Bicara Pasar Kambing, ada cerita panjang di baliknya. Pemberian nama-nama tempat di Indonesia, khususnya di Jakarta memiliki riwayat panjang, salah satunya Pasar Kambing.
Alkisah, bukit bertanah merah (abang) menjulang di Jalan Abdul Muis terabadikan oleh jepretan fotografer Woodbury & Page tahun 1859. Wilayah yang kini dikenal sebagai Tanah Abang, ketika itu merupakan bagian dari Weltevreden (daerah lebih nyaman) bersama Gambir dan Pasar Baru, setelah warga Belanda ramai-ramai hijrah dari kota lama di Pasar Ikan.
Rumah-rumah vila yang berjejer di Jl Abdul Muis kini tidak ada satu pun yang tersisa. Menjadi perkantoran dan pertokoan serta kegiatan bisnis yang telah menyatu dengan Pasar Tanah Abang.
Kanal di daerah itu dipenuhi rakit-rakit bambu. Di antara gedung lama yang masih tertinggal di Tanah Abang adalah Masjid Al-Makmur, masjid bersejarah yang dibangun abad ke-17 oleh dua bersaudara dari Kerajaan Islam Mataram ketika menyerang Batavia pada 1628 dan 1629.
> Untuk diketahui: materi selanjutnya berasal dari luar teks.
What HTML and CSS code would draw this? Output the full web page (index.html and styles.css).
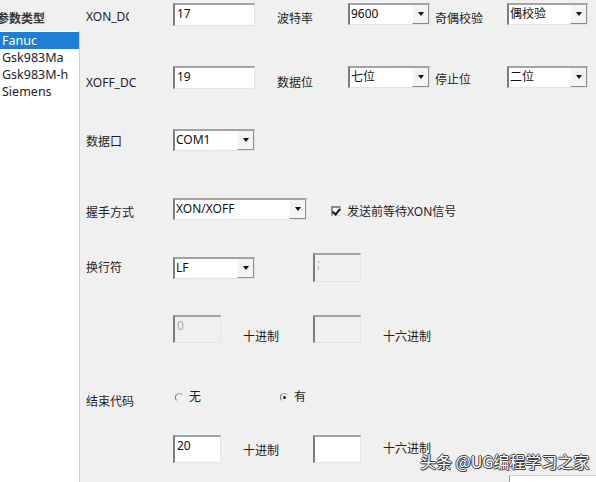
FILE: index.html
```html
<!DOCTYPE html>
<html lang="zh-CN">

<head>
    <meta charset="UTF-8">
    <title>通讯参数</title>
    <link rel="stylesheet" href="styles.css">
</head>

<body>
    <div class="window">
        <!-- 左侧系统列表 -->
        <aside class="side">
            <div class="side-title">参数类型</div>
            <ul class="list">
                <li class="active">Fanuc</li>
                <li>Gsk983Ma</li>
                <li>Gsk983M-h</li>
                <li>Siemens</li>
            </ul>
        </aside>

        <!-- 参数表单 -->
        <main class="form">
            <div class="row row1">
                <span class="lbl lbl-clip p6">XON_DC</span>
                <div class="edit w82">17</div>
                <span class="lbl2 p8">波特率</span>
                <div class="combo w82"><span>9600</span><i class="arrow"></i></div>
                <span class="lbl3 p8">奇偶校验</span>
                <div class="combo w81"><span>偶校验</span><i class="arrow"></i></div>
            </div>

            <div class="row row2">
                <span class="lbl p9">XOFF_DC</span>
                <div class="edit w82">19</div>
                <span class="lbl2 p9">数据位</span>
                <div class="combo w82"><span>七位</span><i class="arrow"></i></div>
                <span class="lbl3 p6">停止位</span>
                <div class="combo w81"><span>二位</span><i class="arrow"></i></div>
            </div>

            <div class="row row3">
                <span class="lbl p5">数据口</span>
                <div class="combo w82"><span>COM1</span><i class="arrow"></i></div>
            </div>

            <div class="row row4">
                <span class="lbl p7">握手方式</span>
                <div class="combo w134"><span>XON/XOFF</span><i class="arrow"></i></div>
                <label class="check p6"><i class="box"></i>发送前等待XON信号</label>
            </div>

            <div class="row row5">
                <span class="lbl p7">换行符</span>
                <div class="combo w82 down4"><span>LF</span><i class="arrow"></i></div>
                <div class="edit off w48 tall sep58">;</div>
            </div>

            <div class="row row6">
                <span class="lbl"></span>
                <div class="edit off w48 tall">0</div>
                <span class="unit p14">十进制</span>
                <div class="edit off w48 tall"></div>
                <span class="unit p14">十六进制</span>
            </div>

            <div class="row row7">
                <span class="lbl p6">结束代码</span>
                <label class="radio first"><i class="dot"></i>无</label>
                <label class="radio on"><i class="dot"></i>有</label>
            </div>

            <div class="row row8">
                <span class="lbl"></span>
                <div class="edit w48 tall">20</div>
                <span class="unit p8">十进制</span>
                <div class="edit w48 tall"></div>
                <span class="unit p6">十六进制</span>
            </div>

            <div class="row row9">
                <div class="stub"></div>
            </div>
        </main>

        <div class="watermark">头条 @UG编程学习之家</div>
    </div>
</body>

</html>
```

FILE: styles.css
```css
body {
    margin: 0;
    background-color: #f0f0f0;
    font-family: "Noto Sans", "Noto Sans CJK SC", sans-serif;
    font-size: 12px;
    line-height: 16px;
    color: #1e1e1e;
}

.window {
    position: relative;
    display: flex;
    width: 596px;
    height: 482px;
    overflow: hidden;
}

/* left list */
.side {
    width: 80px;
    display: flex;
    flex-direction: column;
}

.side-title {
    height: 31px;
    padding-top: 10px;
    box-sizing: border-box;
    margin-left: -3px;
    font-family: "Noto Sans CJK SC", sans-serif;
    font-size: 12px;
    font-weight: bold;
    color: #333;
}

.list {
    flex: 1;
    margin: 0;
    padding: 1px 0 0 0;
    list-style: none;
    background-color: #fff;
    border-right: 1px solid #cfcfcf;
    font-size: 12.5px;
    line-height: 17px;
}

.list li {
    padding-left: 2px;
    color: #222;
}

.list .active {
    background-color: #1f7fd6;
    color: #fff;
}

/* form */
.form {
    flex: 1;
    padding-left: 6px;
}

.row {
    display: flex;
    align-items: flex-start;
}

.row1 { margin-top: 3px; height: 23px; }
.row2 { margin-top: 40px; height: 23px; }
.row3 { margin-top: 40px; height: 22px; }
.row4 { margin-top: 47px; height: 22px; }
.row5 { margin-top: 33px; height: 29px; }
.row6 { margin-top: 33px; height: 28px; }
.row7 { margin-top: 45px; height: 20px; }
.row8 { margin-top: 27px; height: 28px; }
.row9 { margin-top: 12px; justify-content: flex-end; }

.lbl {
    width: 87px;
    flex-shrink: 0;
    white-space: nowrap;
}

.lbl-clip {
    width: 43px;
    margin-right: 44px;
    overflow: hidden;
}

.lbl2 {
    width: 71px;
    margin-left: 22px;
}

.lbl3 {
    width: 72px;
    margin-left: 5px;
}

.unit {
    width: 70px;
    margin-left: 22px;
    white-space: nowrap;
}

.p5 { padding-top: 5px; }
.p6 { padding-top: 6px; }
.p7 { padding-top: 7px; }
.p8 { padding-top: 8px; }
.p9 { padding-top: 9px; }
.p14 { padding-top: 14px; }

/* sunken edit box */
.edit {
    height: 23px;
    box-sizing: border-box;
    padding: 1px 0 0 2px;
    background-color: #fff;
    border-top: 2px solid #a3a3a3;
    border-left: 2px solid #7c7c7c;
    border-right: 1px solid #e4e4e4;
    border-bottom: 1px solid #e4e4e4;
    color: #111;
}

.edit.tall {
    height: 28px;
}

.edit.off {
    background-color: #f0f0f0;
    color: #a8a8a8;
}

.row5 .edit.off {
    height: 29px;
}

.sep58 { margin-left: 58px; }
.down4 { margin-top: 4px; }

.w48 { width: 48px; }
.w81 { width: 81px; }
.w82 { width: 82px; }
.w134 { width: 134px; }

/* combo box */
.combo {
    height: 22px;
    box-sizing: border-box;
    display: flex;
    background-color: #fff;
    border-top: 2px solid #a3a3a3;
    border-left: 2px solid #7c7c7c;
    border-right: 1px solid #e4e4e4;
    border-bottom: 1px solid #e4e4e4;
    color: #111;
}

.combo span {
    flex: 1;
    padding: 1px 0 0 1px;
}

.combo .arrow {
    width: 17px;
    box-sizing: border-box;
    background-color: #f4f4f4;
    border-right: 1px solid #8c8c8c;
    border-bottom: 1px solid #8c8c8c;
    border-left: 1px solid #fdfdfd;
    display: flex;
    align-items: center;
    justify-content: center;
}

.combo .arrow::after {
    content: "";
    border-left: 3.5px solid transparent;
    border-right: 3.5px solid transparent;
    border-top: 4px solid #111;
}

/* checkbox */
.check {
    display: flex;
    align-items: flex-start;
    margin-left: 24px;
    white-space: nowrap;
}

.check .box {
    width: 10px;
    height: 10px;
    margin: 2px 6px 0 0;
    box-sizing: border-box;
    background-color: #fff;
    border-top: 2px solid #8a8a8a;
    border-left: 2px solid #8a8a8a;
    border-right: 1px solid #dedede;
    border-bottom: 1px solid #dedede;
    position: relative;
}

.check .box::after {
    content: "";
    position: absolute;
    left: 1px;
    top: -1px;
    width: 3px;
    height: 6px;
    border-right: 2px solid #111;
    border-bottom: 2px solid #111;
    transform: rotate(40deg);
}

/* radios */
.radio {
    display: flex;
    align-items: center;
    padding-top: 1px;
    white-space: nowrap;
}

.radio.first {
    margin-left: 2px;
    width: 105px;
}

.radio .dot {
    width: 9px;
    height: 9px;
    margin-right: 5px;
    box-sizing: border-box;
    border-radius: 50%;
    border-left: 1.5px solid #707070;
    border-top: 1px solid #a0a0a0;
    border-right: 1px solid transparent;
    border-bottom: 1px solid transparent;
    position: relative;
}

.radio.on .dot::after {
    content: "";
    position: absolute;
    left: 2px;
    top: 2px;
    width: 3px;
    height: 3px;
    border-radius: 50%;
    background-color: #111;
}

.stub {
    width: 86px;
    height: 12px;
    background-color: #fff;
    border-left: 1px solid #9a9a9a;
    border-top: 1px solid #d0d0d0;
}

/* watermark over the window */
.watermark {
    position: absolute;
    left: 420px;
    top: 451px;
    font-family: "Noto Sans CJK SC", sans-serif;
    font-size: 16px;
    line-height: 20px;
    color: #fff;
    white-space: nowrap;
    text-shadow: -1px 0 #444, 1px 0 #444, 0 -1px #444, 0 1px #444, 1px 1px #555;
}
```
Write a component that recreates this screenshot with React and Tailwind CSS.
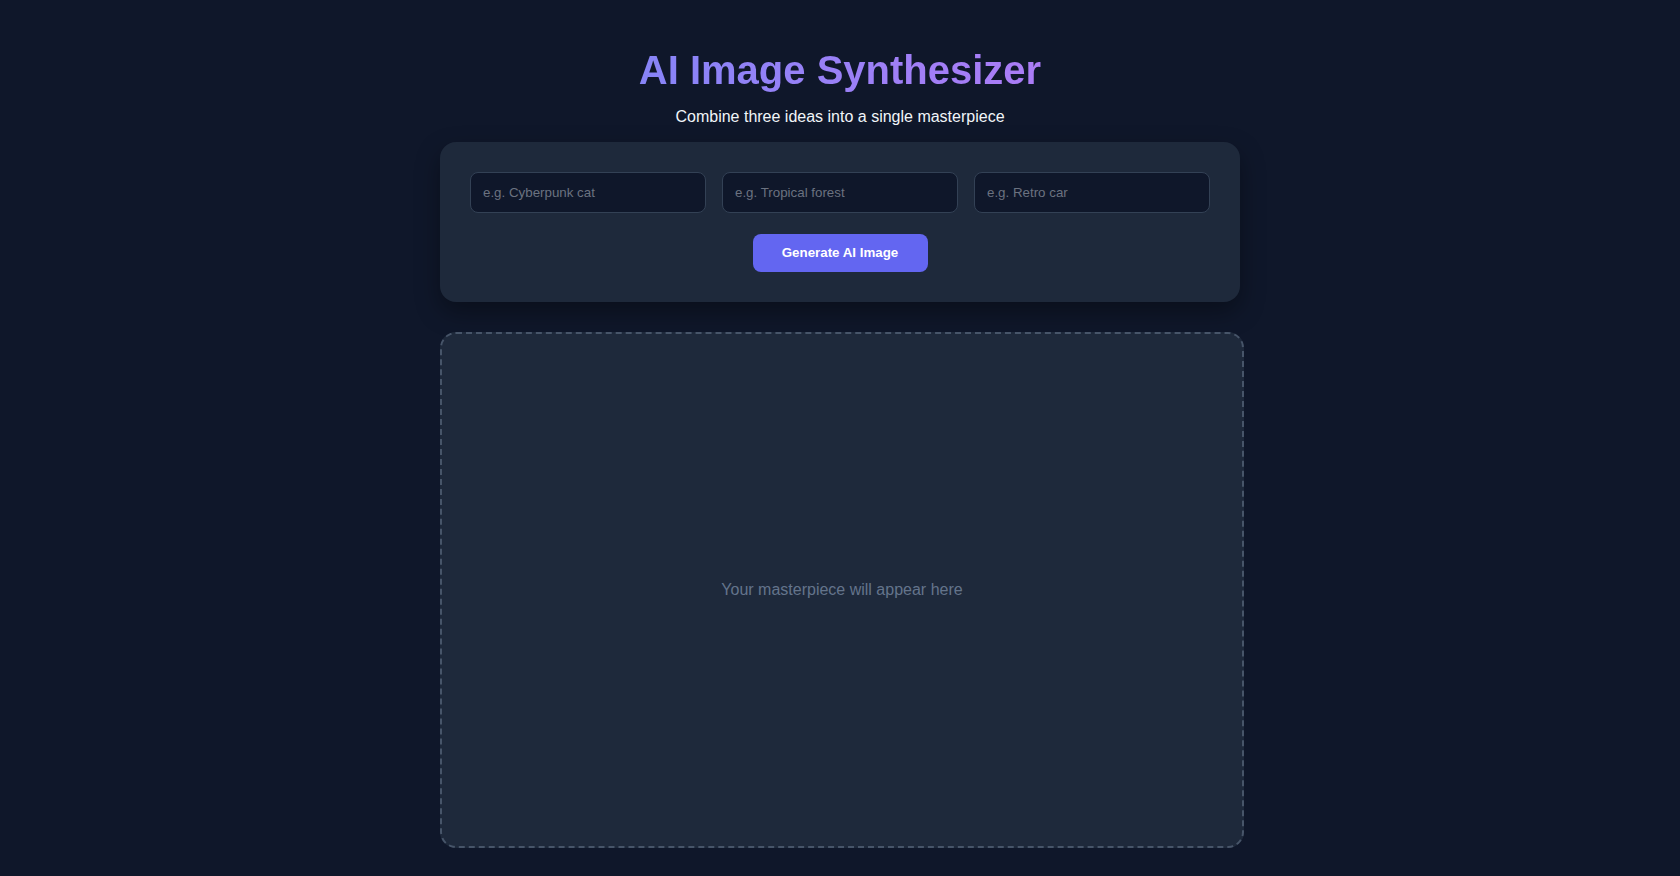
export default function App() {
  return (
    <div
      className="min-h-screen w-full bg-[#0f172a] text-[#f1f5f9]"
      style={{ fontFamily: '"Liberation Sans", Arial, sans-serif' }}
    >
      <div className="mx-auto flex w-[800px] flex-col items-stretch pt-[47px] pb-[30px]">
        <h1 className="text-center text-[40px] leading-[46px] font-bold">
          <span className="bg-gradient-to-r from-[#8784f7] to-[#ab7cf6] bg-clip-text text-transparent">
            AI Image Synthesizer
          </span>
        </h1>
        <p className="mt-[15px] text-center text-[16px] leading-[18px] text-[#f1f5f9]">
          Combine three ideas into a single masterpiece
        </p>

        <div className="mt-[16px] flex flex-col items-center rounded-2xl bg-[#1e293b] p-[30px] shadow-[0_10px_25px_rgba(0,0,0,0.35)]">
          <div className="grid w-full grid-cols-3 gap-4">
            <input
              type="text"
              placeholder="e.g. Cyberpunk cat"
              className="h-[41px] w-full rounded-lg border border-[#334155] bg-[#0f172a] px-3 text-[13.333px] text-[#f1f5f9] outline-none placeholder:text-[#6b7280]"
              style={{ fontFamily: '"Liberation Sans", Arial, sans-serif' }}
            />
            <input
              type="text"
              placeholder="e.g. Tropical forest"
              className="h-[41px] w-full rounded-lg border border-[#334155] bg-[#0f172a] px-3 text-[13.333px] text-[#f1f5f9] outline-none placeholder:text-[#6b7280]"
              style={{ fontFamily: '"Liberation Sans", Arial, sans-serif' }}
            />
            <input
              type="text"
              placeholder="e.g. Retro car"
              className="h-[41px] w-full rounded-lg border border-[#334155] bg-[#0f172a] px-3 text-[13.333px] text-[#f1f5f9] outline-none placeholder:text-[#6b7280]"
              style={{ fontFamily: '"Liberation Sans", Arial, sans-serif' }}
            />
          </div>
          <button
            type="button"
            className="mt-[21px] flex h-[38px] w-[175px] items-center justify-center rounded-lg bg-[#6366f1] text-[13.333px] font-bold text-white"
            style={{ fontFamily: '"Liberation Sans", Arial, sans-serif' }}
          >
            Generate AI Image
          </button>
        </div>

        <div className="mt-[30px] flex h-[516px] w-[804px] items-center justify-center rounded-2xl border-2 border-dashed border-[#475569] bg-[#1e293b]">
          <span className="text-[16px] text-[#64748b]">Your masterpiece will appear here</span>
        </div>
      </div>
    </div>
  );
}
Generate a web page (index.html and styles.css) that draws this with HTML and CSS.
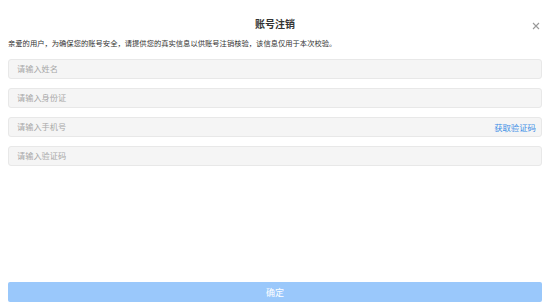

Di sebelah kanan masjid terdapat pertokoan Cina. Sedang di sebelah kiri masjid terlihat perumahan penduduk, yang kini sudah menjadi gedung-gedung bertingkat. Di ujung Jl Abdul Muis, terdapat Tanah Abang Bukit, yang kini sudah menjadi daerah pertokoan mewah.
Pasar ini, yang pernah dijuluki Pasar Kambing, kini terus meluas sampai ke Kebon Kacang (terdapat 30 gang), Jl KH Mas Mansyur, Kebon Melati, Petamburan, Bendungan Ilir, hingga Kuningan. Itu menunjukkan bagaimana pesatnya bisnis di pasar ini, yang didirikan 271 tahun lalu.
Pasar Tanah Abang, Jakarta Pusat, Agustus mendatang berusia 277 tahun. Pasar yang dulunya merupakan daerah perbukitan dan rawa-rawa itu diresmikan 1735 bersama dengan saudara kembarnya, Pasar Senen, yang Ahad lalu ditimpa musibah kebakaran.
Pasar yang menempati areal 2,6 ha dengan luas bangunan 11.154 meter persegi, di bagian paling atas dari bangunan berlantai empat ini, tengah dibangun ratusan kios. Ini dimaksudkan untuk menampung para pedagang kaki lima (PKL) dengan harapan mereka tidak lagi berjualan di trotoar dan badan-badan jalan hingga memacetkan lalu lintas, seperti dilakukan di Pasar Ciledug, Kebayoran Lama, dan Pasar Minggu di Jakarta Selatan, dan sejumlah pasar lainnya.
Pasar Tanah Abang, yang menjadi bursa tekstil terbesar di Indonesia dengan omzet puluhan miliar rupiah tiap hari, kini memang semakin berkembang. Para pembelinya bukan saja berdatangan dari berbagai tempat di Tanah Air, tapi juga mancanegara. Akibatnya, sejumlah perumahan di Jl Kampung Bali, Jl Kebon Kacang, Jl Lontar, dan daerah sekitarnya kini berubah fungsi menjadi pergudangan, kantor ekspedisi, dan pertokoan.